Good start! You're close on the tension, but be careful to use separate mass symbols for the box and rock. And the tension on the rope from the box has two components -- some force from the acceleration of the box and some tension from the resistance of the friction. First determine if the whole system is moving or not. Assume no movement and see if the static frictional force will be overpowered or not....

5. Dec 18, 2006

### Mwyprism

So you include both objects mass in the tension equation?

I think it would be best to answer the questions in order. So, we are looking for the acceleration of the 59.1kg rock. I tried something and got 9.8 m/s2 which I think is wrong since that is just the force of gravity. What I did was this:

A=?
m = 59.1kg
Fn (normal force) = mg
Fn = 59.1kg*9.8 m/s2
Fn= 579.18 N

F=ma
579.18N = 59.1kg*a
divided both sides by 59.1kg to get a by itself, and got 9.8 m/s2.

What did I do wrong?
Also, if you have AIM let me know.

6. Dec 18, 2006

### Staff: Mentor

Well, the first thing you should do is multiply Fn by the statuc mu (us).
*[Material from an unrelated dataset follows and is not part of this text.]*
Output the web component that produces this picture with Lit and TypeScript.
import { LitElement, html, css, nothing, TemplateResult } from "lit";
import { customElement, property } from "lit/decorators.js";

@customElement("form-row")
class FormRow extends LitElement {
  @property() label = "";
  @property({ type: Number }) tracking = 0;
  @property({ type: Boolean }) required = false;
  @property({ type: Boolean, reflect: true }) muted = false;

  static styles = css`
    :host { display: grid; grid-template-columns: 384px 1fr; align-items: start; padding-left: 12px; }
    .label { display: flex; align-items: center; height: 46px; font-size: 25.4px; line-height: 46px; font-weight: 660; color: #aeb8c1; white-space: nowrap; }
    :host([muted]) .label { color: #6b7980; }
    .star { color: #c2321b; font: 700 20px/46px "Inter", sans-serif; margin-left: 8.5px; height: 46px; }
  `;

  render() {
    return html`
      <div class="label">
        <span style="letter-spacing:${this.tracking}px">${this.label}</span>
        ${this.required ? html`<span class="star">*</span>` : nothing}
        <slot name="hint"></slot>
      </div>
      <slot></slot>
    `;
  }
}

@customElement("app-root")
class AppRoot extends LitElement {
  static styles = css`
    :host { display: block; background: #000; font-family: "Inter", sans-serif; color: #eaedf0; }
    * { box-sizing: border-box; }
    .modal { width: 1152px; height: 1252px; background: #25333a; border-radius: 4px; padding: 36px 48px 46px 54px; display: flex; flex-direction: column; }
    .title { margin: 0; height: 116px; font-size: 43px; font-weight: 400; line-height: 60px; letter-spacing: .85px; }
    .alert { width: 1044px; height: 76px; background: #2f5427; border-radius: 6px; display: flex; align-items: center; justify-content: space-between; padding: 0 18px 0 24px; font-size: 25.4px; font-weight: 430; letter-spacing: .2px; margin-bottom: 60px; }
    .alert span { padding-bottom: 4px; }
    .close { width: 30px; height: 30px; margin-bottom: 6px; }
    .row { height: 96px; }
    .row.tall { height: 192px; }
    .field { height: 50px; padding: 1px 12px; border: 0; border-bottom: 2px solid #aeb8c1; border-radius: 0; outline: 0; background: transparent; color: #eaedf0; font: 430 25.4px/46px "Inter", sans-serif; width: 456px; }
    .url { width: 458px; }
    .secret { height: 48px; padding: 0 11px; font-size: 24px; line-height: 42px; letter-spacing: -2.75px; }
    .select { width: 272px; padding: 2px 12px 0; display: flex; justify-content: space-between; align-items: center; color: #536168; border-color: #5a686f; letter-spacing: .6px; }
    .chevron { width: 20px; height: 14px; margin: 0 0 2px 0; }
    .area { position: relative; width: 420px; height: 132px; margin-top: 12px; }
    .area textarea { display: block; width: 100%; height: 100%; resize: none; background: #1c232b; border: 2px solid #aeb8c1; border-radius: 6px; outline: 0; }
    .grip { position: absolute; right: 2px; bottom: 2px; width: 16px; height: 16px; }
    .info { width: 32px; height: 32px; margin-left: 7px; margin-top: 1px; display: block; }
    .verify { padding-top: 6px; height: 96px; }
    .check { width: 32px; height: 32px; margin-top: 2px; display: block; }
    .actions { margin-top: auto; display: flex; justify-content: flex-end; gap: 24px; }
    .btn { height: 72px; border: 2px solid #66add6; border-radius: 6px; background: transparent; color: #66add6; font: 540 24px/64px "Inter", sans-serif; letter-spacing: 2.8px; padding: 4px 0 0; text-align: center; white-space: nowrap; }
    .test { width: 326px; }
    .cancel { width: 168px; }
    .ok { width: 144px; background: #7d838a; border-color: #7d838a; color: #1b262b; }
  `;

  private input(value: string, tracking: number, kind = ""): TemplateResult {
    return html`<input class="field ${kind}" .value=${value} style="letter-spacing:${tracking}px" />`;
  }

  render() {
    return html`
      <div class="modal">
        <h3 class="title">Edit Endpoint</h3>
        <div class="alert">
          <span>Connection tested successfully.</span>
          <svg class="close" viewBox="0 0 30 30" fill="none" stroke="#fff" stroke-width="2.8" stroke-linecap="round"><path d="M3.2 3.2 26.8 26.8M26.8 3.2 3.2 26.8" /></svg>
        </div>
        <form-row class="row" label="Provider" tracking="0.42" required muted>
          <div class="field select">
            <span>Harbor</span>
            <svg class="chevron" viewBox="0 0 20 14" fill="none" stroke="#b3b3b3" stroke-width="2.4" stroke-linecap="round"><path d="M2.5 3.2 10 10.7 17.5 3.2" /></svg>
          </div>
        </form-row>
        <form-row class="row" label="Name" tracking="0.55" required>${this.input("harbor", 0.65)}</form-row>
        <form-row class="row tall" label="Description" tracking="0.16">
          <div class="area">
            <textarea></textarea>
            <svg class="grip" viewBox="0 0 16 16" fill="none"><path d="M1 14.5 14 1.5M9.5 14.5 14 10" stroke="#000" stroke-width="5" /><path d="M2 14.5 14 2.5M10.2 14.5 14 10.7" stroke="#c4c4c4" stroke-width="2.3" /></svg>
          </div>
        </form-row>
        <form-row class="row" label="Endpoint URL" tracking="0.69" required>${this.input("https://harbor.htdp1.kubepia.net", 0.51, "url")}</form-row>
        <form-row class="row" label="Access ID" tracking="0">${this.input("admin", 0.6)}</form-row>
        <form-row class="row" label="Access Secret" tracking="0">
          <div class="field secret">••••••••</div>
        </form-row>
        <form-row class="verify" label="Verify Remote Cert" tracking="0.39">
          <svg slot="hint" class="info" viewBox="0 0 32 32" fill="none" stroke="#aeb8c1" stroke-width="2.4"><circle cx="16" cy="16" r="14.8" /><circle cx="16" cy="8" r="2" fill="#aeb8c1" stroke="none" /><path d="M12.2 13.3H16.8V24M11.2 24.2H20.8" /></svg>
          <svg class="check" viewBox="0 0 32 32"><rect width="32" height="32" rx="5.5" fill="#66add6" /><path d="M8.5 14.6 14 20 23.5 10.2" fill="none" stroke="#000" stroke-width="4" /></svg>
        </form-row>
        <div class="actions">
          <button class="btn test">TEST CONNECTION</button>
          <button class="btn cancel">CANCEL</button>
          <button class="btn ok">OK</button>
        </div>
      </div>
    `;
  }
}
What do you get? Why is understanding this force important to do first?

7. Dec 18, 2006

### Mwyprism

That would give me 349.071 N but what does that represent? the minimum force it takes to get the box moving? how do I find the rock's acceleration?

8. Dec 18, 2006

### Staff: Mentor

And what is the initial force supplied by the hanging rock via the rope and pulley? What does that tell you about what the box does in the beginning?

9. Dec 18, 2006

### Mwyprism

The inital force supplied by the hanging rock is the rock's mass times gravity (579.18 N)? I don't know what that tells you about the box in the beginning. It is at rest? I feel like you're not answering my questions

10. Dec 18, 2006

### Staff: Mentor

I'm not directly answering questions that you should be able to answer yourself, given proper hints. Now go back and re-calculate the force due to static friction at the box. I don't get 349N for that. Compare the static friction force available to the weight of the rock.

11. Dec 18, 2006

### Mwyprism

If you didn't get 349 N, tell me how you came to your answer, because obviously I don't know how to find the force due to static friction at the box. I tried, now help because I don't know what to do. I got 349 N by using:

Ffs = Us*Fn
Ffs = Us*mg
Ffs = .3027*59.1kg*9.8m/s2
= 349

12. Dec 18, 2006

### Staff: Mentor

The box is 98.6kg, and the rock is 59.1kg.

13. Dec 18, 2006

### Mwyprism

Are you saying I just used the wrong mass?
If so, it would be 582 N.

14. Dec 18, 2006

### Staff: Mentor

And re-checking your post #9 tells you what? Look back at your FBD if that helps. Looks like you're done!

Well, except for the obvious two quiz questions I'll ask when you post the answer....

15. Dec 18, 2006

### Mwyprism

I'm really confused, how can I be done? I don't know what 582 N is. It's the force needed to move the box? How does that answer the question What is the acceleration of the 59.1kg mass/rock?

16. Dec 18, 2006

### Staff: Mentor

Okay, to summarize some of the steps you've taken, fill in the following:

-- Mass of box, force of static friction available before box starts slipping.

-- Mass of rock, force of tension available by rock pulling down on rope, force of tension available to start the box slipping.

-- Conclusion about acceleration of the box and rock.

Ready for the two quiz questions now?

17. Dec 18, 2006

### Mwyprism

I wish you'd stick around longer and help me until I'm actually finished, this has been really prolonged and I have a ton of homework, I do appreciate your help so far though

18. Dec 18, 2006

### Staff: Mentor

Please fill in the blanks, and I think you're done.

19. Dec 18, 2006

### Mwyprism

98.6 kg is the mass of the box.
582 N is the force of static friction avail. before box starts slipping.
59.1 kg is the mass of rock.
I don't know how to find the force of tension available ??
I haven't even found the acceleration of the rock !

20. Dec 18, 2006

### Staff: Mentor

The initial tension before anything starts to move is the weight of the rock. What is that. And then what happens?